Comune di Reggio Emilia

I viaggi

Oltre ad una solida formazione scientifica, Filippo Re possedeva il tipico spirito del viaggiatore settecentesco, che lo portava ad osservare con curiosità, non soltanto i paesaggi ed i fenomeni naturali, ma anche gli aspetti umani e sociali delle città e delle contrade attraversate. Di tutto questo, egli ci ha lasciato una ricca ed interessante testimonianza nei suoi diari di viaggio e nelle lettere alla cognata Caterina Busetti

La Biblioteca Panizzi conserva in tutto 95 lettere scritte dal Re alla cognata Caterina Busetti, moglie di Antonio (1751-1820), fratello maggiore di Filippo. Sono una testimonianza dell'affetto che legò sempre Filippo alla cognata e spesso il Re, appassionato di teatro, si autodefinisce con ironia nelle lettere "Arlecchino viaggiatore", o "Arlecchino politico", o "L'uomo prudente", sottolineando con questi appellativi i suoi diversi atteggiamenti di fronte alle vicende narrate. Le lettere dalla Toscana furono edite solo nel secolo scorso da Carlo Casali (F. Re, Diario di un viaggio per la Toscana, e Lettere alla cognata Catterina Busetti Re dalla Toscana e dalla Liguria, Reggio Emilia, 1928). Nell'incipit della lettera del 22 agosto 1795 Filippo Re ci offre, secondo Serra, quasi una dichiarazione della sua poetica: "passare la giornata nella conversazione di uomini dotti, […]; osservare tutto ciò che può piacermi spettante alle scienze naturali; […]; contemplare le bellezze della natura secondate dall'arte; […]; infine non passare quasi un momento che non m'istruisca".
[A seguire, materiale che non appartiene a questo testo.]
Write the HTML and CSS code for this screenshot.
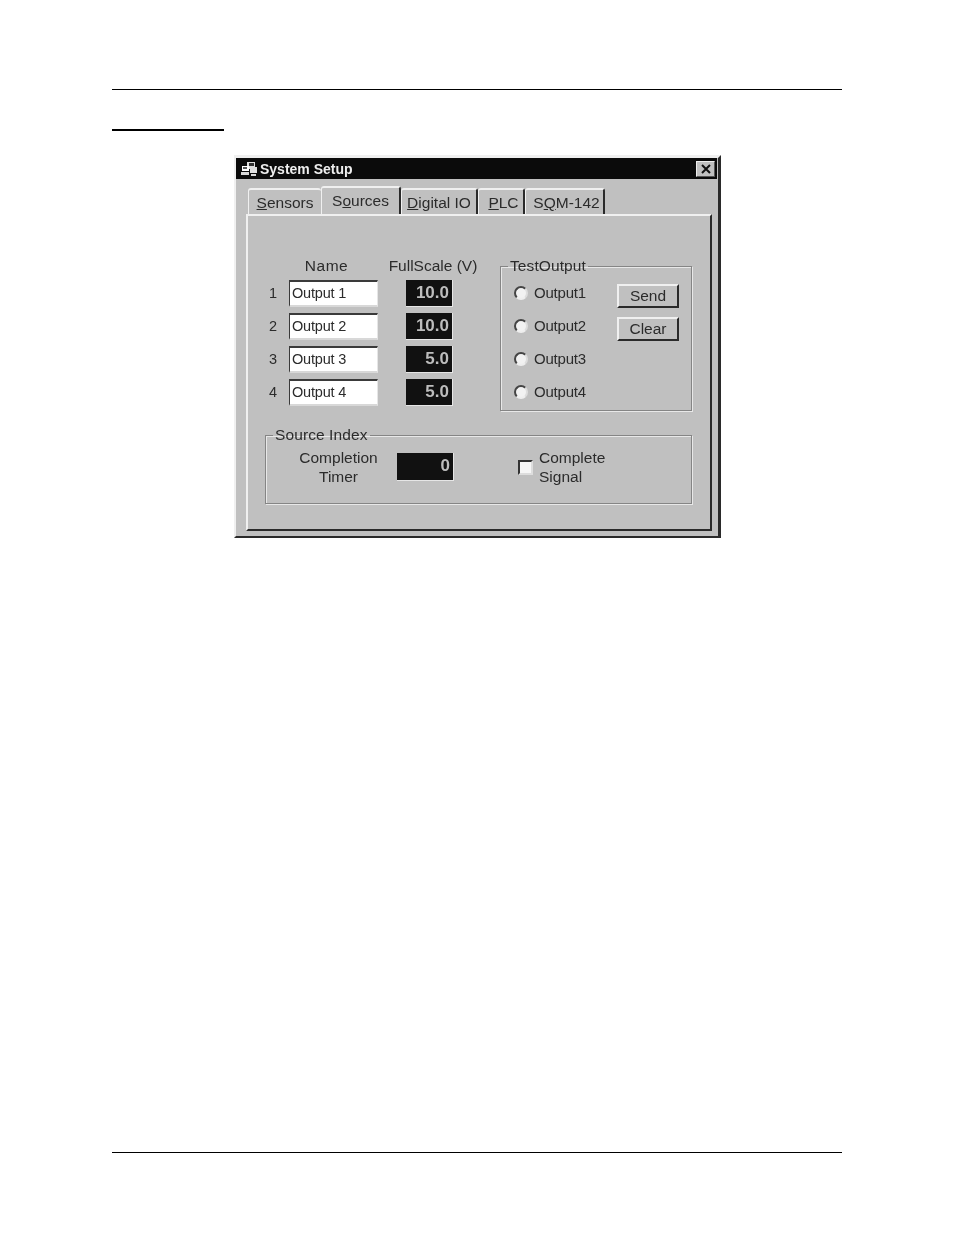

Dal 24 giugno al 2 luglio 1798, dopo aver abbandonato Reggio, Filippo Re compirà, insieme al sacerdote Giandomenico Fioroni, un itinerario attraverso l'Appennino reggiano. Questo viaggio sarà per il Re fecondo di suggestioni ed acquisizioni agronomiche di grande importanza ed il suo resoconto sarà pubblicato nel Viaggio al monte Ventasso ed alle terme di Quara nel Reggiano (Parma, 1798). In quest'operetta, il Re rivela come l'insegnamento agronomico fosse in lui fondato sull'esperienza fisica e chimica, ma anche su un atteggiamento contemplativo ed un sincero amore per le bellezze del creato.

Non stupisce dunque che anche Alessandro Manzoni fosse un ammiratore e lettore degli scritti di Filippo Re e che molte descrizioni di paesaggio del suo grande romanzo abbiano fra le proprie fonti i diari di viaggio e le opere agronomiche del Re. In particolare, si vedano le descrizioni della vigna di Renzo, della fuga di Renzo verso l'Adda e la veduta di Pescarenico in apertura del capitolo IV. Del resto, lo stesso Manzoni era un appassionato e competente botanico e nella sua villa di Brusuglio si dedicava alla coltivazione della vite e del gelso, oltre ad allevare i bachi da seta. Fu inoltre fra i primi in Italia a sperimentare la piantagione del cotone, tema questo di cui si era occupato lo stesso Re.

Il fascicolo delle 53 lettere alla cognata del periodo 1796-1800 costituisce una delle più preziose fonti per la ricostruzione degli eventi relativi alla Rivoluzione reggiana. Filippo Re, pur permeato da riformismo illuminista, visse in modo traumatico la fase rivoluzionaria e repubblicana e temeva che la sollevazione portata dall'arrivo delle armi francesi generasse arbitrio e anarchia. Da questa lettera del 10 dicembre 1796 traspare molto chiaramente il suo stato d'animo: "per viver bene conviene segregarsi, parlar con pochi, e fidarsi di pochissimi […]. Fra noi si vive malissimo. La cabala e la calunnia è all'ordine del giorno. Io sono stato dipinto come controrivoluzionario, nemico del popolo e smanioso di ripristinare la Aristocrazia. […]. Tacere ed osservare. Ecco ciò che deve fare il galantuomo". Quasi tutte le lettere di Filippo Re a Caterina Busetti, relative al "triennio giacobino", furono pubblicate da Ugo Bassi nella sua fondamentale opera Reggio nell'Emilia alla fine del secolo XVIII (Reggio Emilia, 1895).